Sonthonax, a French Jacobin sent to Saint-Domingue as civil commissioner in 1792, played a decisive role in the trajectory of events in the colony. His August 1793 emancipation decree in the northern province, issued as a military measure to recruit formerly enslaved fighters against the Spanish and British invasions, preceded the National Convention’s formal abolition by six months. Sonthonax’s motives were a combination of genuine abolitionist conviction and military pragmatism: he recognized that the only way to defend French sovereignty in the colony was to align French policy with the demands of the enslaved majority. Jeremy Popkin’s You Are All Free: The Haitian Revolution and the Abolition of Slavery (2010) provides the most detailed scholarly treatment of Sonthonax’s role and the circumstances of the 1793 decree.

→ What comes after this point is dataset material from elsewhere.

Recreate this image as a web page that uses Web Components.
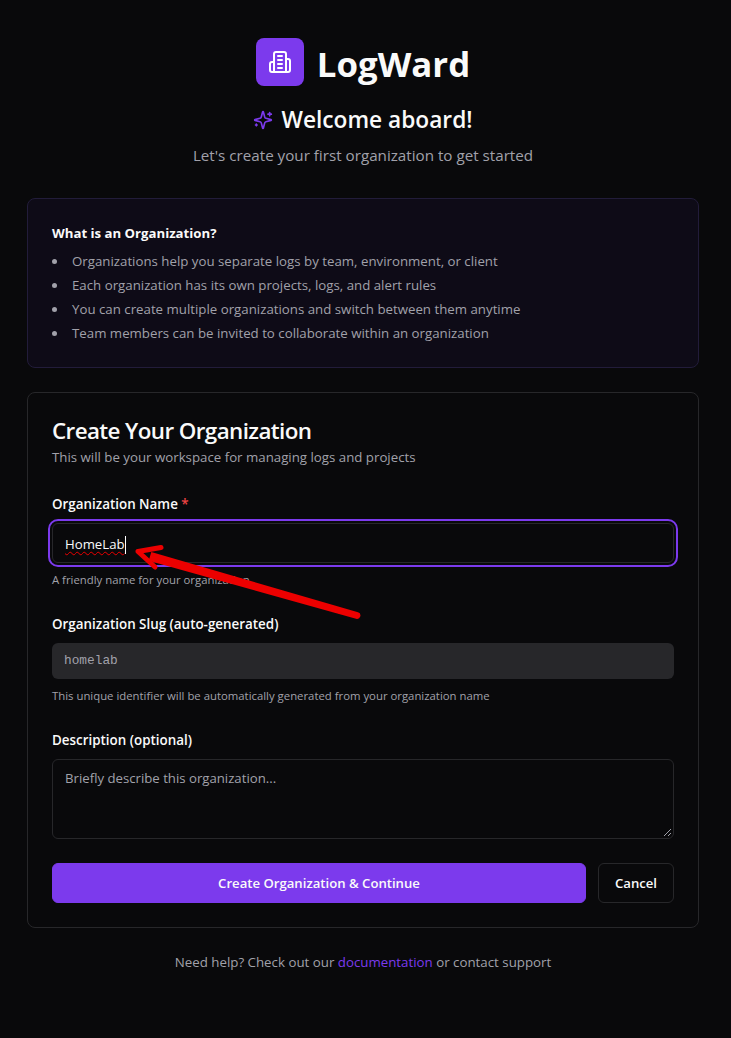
<!doctype html>
<html><head><meta charset="utf-8"><style>
html,body{margin:0;background:#09090b}
body{font-family:"Open Sans","Noto Sans",sans-serif;color:#fafafa}
</style></head><body>
<template id="t-page"><style>
:host{display:block;box-sizing:border-box;height:1038px;padding:38px 32px 0 27px;position:relative;overflow:hidden}
</style><slot></slot><svg style="position:absolute;left:130px;top:540px;overflow:visible" width="240" height="90" viewBox="130 540 240 90">
<path d="M151.3 552 L358 612.3 A3.4 3.4 0 0 1 356 618.8 L148.7 560.7 Z" fill="#ec0000"/>
<path d="M161 547.5 L138 551.5 L155 567" stroke="#ec0000" stroke-width="5" stroke-linecap="round" stroke-linejoin="round" fill="none"/>
</svg></template>

<template id="t-brand"><style>
:host{display:block;text-align:center}
.logo{display:flex;justify-content:center;align-items:center;gap:13px;height:48px}
.box{width:48px;height:48px;border-radius:8px;background:#7c3aed;display:flex;align-items:center;justify-content:center}
h1{margin:0;font-size:34.8px;font-weight:700;line-height:48px;position:relative;top:2px}
h2{margin:16px 0 0;font-size:22.7px;font-weight:600;line-height:36px;display:flex;justify-content:center;align-items:center;gap:8px}
p{margin:7px 0 0;font-size:15.2px;line-height:20px;color:#a1a1aa}
</style><div class="logo"><div class="box"><svg width="24" height="24" viewBox="0 0 24 24" fill="none" stroke="#fff" stroke-width="2" stroke-linecap="round" stroke-linejoin="round"><path d="M6 22V4a2 2 0 0 1 2-2h8a2 2 0 0 1 2 2v18Z"/><path d="M6 12H4a2 2 0 0 0-2 2v6a2 2 0 0 0 2 2h2"/><path d="M18 9h2a2 2 0 0 1 2 2v9a2 2 0 0 1-2 2h-2"/><path d="M10 6h4M10 10h4M10 14h4M10 18h4"/></svg></div><h1>LogWard</h1></div>
<h2><svg width="20" height="20" viewBox="0 0 24 24" fill="none" stroke="#7c3aed" stroke-width="2" stroke-linecap="round" stroke-linejoin="round"><path d="M9.937 15.5A2 2 0 0 0 8.5 14.063l-6.135-1.582a.5.5 0 0 1 0-.962L8.5 9.936A2 2 0 0 0 9.937 8.5l1.582-6.135a.5.5 0 0 1 .963 0L14.063 8.5A2 2 0 0 0 15.5 9.937l6.135 1.581a.5.5 0 0 1 0 .964L15.5 14.063a2 2 0 0 0-1.437 1.437l-1.582 6.135a.5.5 0 0 1-.963 0z"/><path d="M20 3v4M22 5h-4M4 17v2M5 18H3"/></svg><span>Welcome aboard!</span></h2>
<p>Let's create your first organization to get started</p></template>

<template id="t-info"><style>
:host{display:block;box-sizing:border-box;margin-top:33px;height:170px;padding:24px;border:1px solid #221c3a;border-radius:8px;background:#0e0b17}
h3{margin:0;font-size:13.2px;line-height:20px;font-weight:700;color:#fafafa}
ul{margin:8px 0 0;padding:0;list-style:none;font-size:13.28px;line-height:20px;color:#a1a1aa}
li{margin-bottom:4px;display:flex;align-items:center}
li::before{content:"";width:5px;height:5px;border-radius:50%;background:#a1a1aa;margin-right:15px;flex:none}
</style><h3>What is an Organization?</h3><ul>
<li>Organizations help you separate logs by team, environment, or client</li>
<li>Each organization has its own projects, logs, and alert rules</li>
<li>You can create multiple organizations and switch between them anytime</li>
<li>Team members can be invited to collaborate within an organization</li></ul></template>

<template id="t-card"><style>
:host{display:block;box-sizing:border-box;margin-top:24px;padding:24px;border:1px solid #27272a;border-radius:8px;background:#09090b;height:536px}
h2{margin:0;font-size:22.4px;font-weight:600;line-height:28px;letter-spacing:-.6px}
p{margin:2px 0 0;font-size:13.28px;line-height:20px;color:#a1a1aa}
.body{margin-top:27px;display:flex;flex-direction:column;gap:26px}
</style><h2>Create Your Organization</h2><p>This will be your workspace for managing logs and projects</p>
<div class="body"><slot></slot></div></template>

<template id="t-field"><style>
:host{display:block}
label{display:block;font-size:13.4px;font-weight:600;line-height:20px;margin-bottom:9px}
::slotted([slot=hint]){display:block;font-size:11.35px;line-height:16px;color:#a1a1aa;margin-top:9px}
</style><label><slot name="label"></slot></label><slot></slot><slot name="hint"></slot></template>

<template id="t-input"><style>
:host{display:block;box-sizing:border-box;position:relative;height:36px;border:1px solid #27272a;border-radius:6px;padding:0 12px;font-size:13.2px;line-height:34px}
:host([focus]){height:40px;line-height:40px;outline:2px solid #7c3aed;outline-offset:2px}
:host([muted]){background:#27272a;color:#a1a1aa;font-family:"Liberation Mono",monospace;font-size:12.8px;border:none;line-height:36px}
:host([area]){height:80px;line-height:20px;padding-top:8px;color:#a1a1aa}
</style><slot></slot></template>

<template id="t-btn"><style>
:host{display:flex;align-items:center;justify-content:center;box-sizing:border-box;height:40px;border-radius:6px;font-size:13.15px;font-weight:600;border:1px solid #27272a;color:#fafafa;width:76px}
:host([primary]){flex:1;width:auto;background:#7c3aed;border-color:#7c3aed}
</style><slot></slot></template>

<template id="t-foot"><style>
:host{display:block;text-align:center;margin-top:24px;font-size:13.3px;line-height:20px;color:#a1a1aa}
::slotted(a){color:#7c3aed;text-decoration:none}
</style><slot></slot></template>

<script>
for (const [n,t] of [['lw-page','t-page'],['lw-brand','t-brand'],['lw-info','t-info'],['lw-card','t-card'],['lw-field','t-field'],['lw-input','t-input'],['lw-btn','t-btn'],['lw-foot','t-foot']]) {
  customElements.define(n, class extends HTMLElement{constructor(){super();this.attachShadow({mode:'open'}).appendChild(document.getElementById(t).content.cloneNode(true));}});
}
</script>

<lw-page>
<lw-brand></lw-brand>
<lw-info></lw-info>
<lw-card>
<lw-field><span slot="label">Organization Name <span style="color:#ef4444">*</span></span>
<lw-input focus><span style="text-decoration:underline wavy #ec0000 1px;text-underline-offset:2px">HomeLab</span><span style="display:inline-block;width:1px;height:18px;background:#fff;vertical-align:-5px"></span></lw-input>
<span slot="hint">A friendly name for your organization</span></lw-field>
<lw-field><span slot="label">Organization Slug (auto-generated)</span>
<lw-input muted>homelab</lw-input>
<span slot="hint">This unique identifier will be automatically generated from your organization name</span></lw-field>
<lw-field style="margin-bottom:-2px"><span slot="label">Description (optional)</span>
<lw-input area>Briefly describe this organization...<svg style="position:absolute;right:1px;bottom:1px" width="9" height="9" viewBox="0 0 9 9"><path d="M1 8L8 1M5 8L8 5" stroke="#a1a1aa" stroke-width="1"/></svg></lw-input></lw-field>
<div style="display:flex;gap:12px"><lw-btn primary>Create Organization &amp; Continue</lw-btn><lw-btn>Cancel</lw-btn></div>
</lw-card>
<lw-foot>Need help? Check out our <a>documentation</a> or contact support</lw-foot>
</lw-page>
</body></html>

Sonthonax’s decree is an under-cited document that deserves more attention than it typically receives. The decree did not merely free the enslaved people of the northern province; it recruited them as citizens and soldiers of the French Republic, granting them the political rights that the National Assembly had denied to free coloreds just two years earlier. The decree was issued under conditions of extreme military pressure: Spanish forces were advancing from the east, British forces had landed in the south, and the only available fighting force capable of defending the colony was the enslaved population itself. Sonthonax’s calculation was that emancipation was the price of military survival, and events proved him correct. The formerly enslaved fighters who rallied to the French Republic under Sonthonax’s decree and subsequently under Toussaint’s leadership became the military force that expelled both the Spanish and the British. The lesson is significant: abolition in the French colonies was not a gift from metropolitan benevolence; it was a concession extracted by military necessity, and the military necessity was created by the enslaved population’s own armed resistance.

Henri Christophe (1767-1820) and Alexandre Pétion (1770-1818)

Christophe and Pétion represent the divided post-independence legacy and the tensions between the formerly free colored elite and the formerly enslaved majority that would characterize Haitian politics for generations. Christophe, who had burned Cap-Francais rather than surrender it to Leclerc and who served as one of Dessalines’s principal commanders, established a kingdom in northern Haiti after the 1806 split. His reign was characterized by ambitious state-building projects and authoritarian governance. His construction of the Citadelle Laferrière, a massive mountaintop fortress designed to resist any future French invasion, stands as the most visible physical monument to the determination never to return to slavery. The Citadelle, perched at 3,000 feet elevation in the mountains above Milot, required the labor of approximately 20,000 workers over thirteen years and could garrison 5,000 troops with provisions for a year-long siege. It was never attacked, but its very existence testified to the permanent strategic calculation that shaped Haitian foreign policy: the threat of re-enslavement would persist as long as the former colonial power maintained its claims, and military preparedness was not optional.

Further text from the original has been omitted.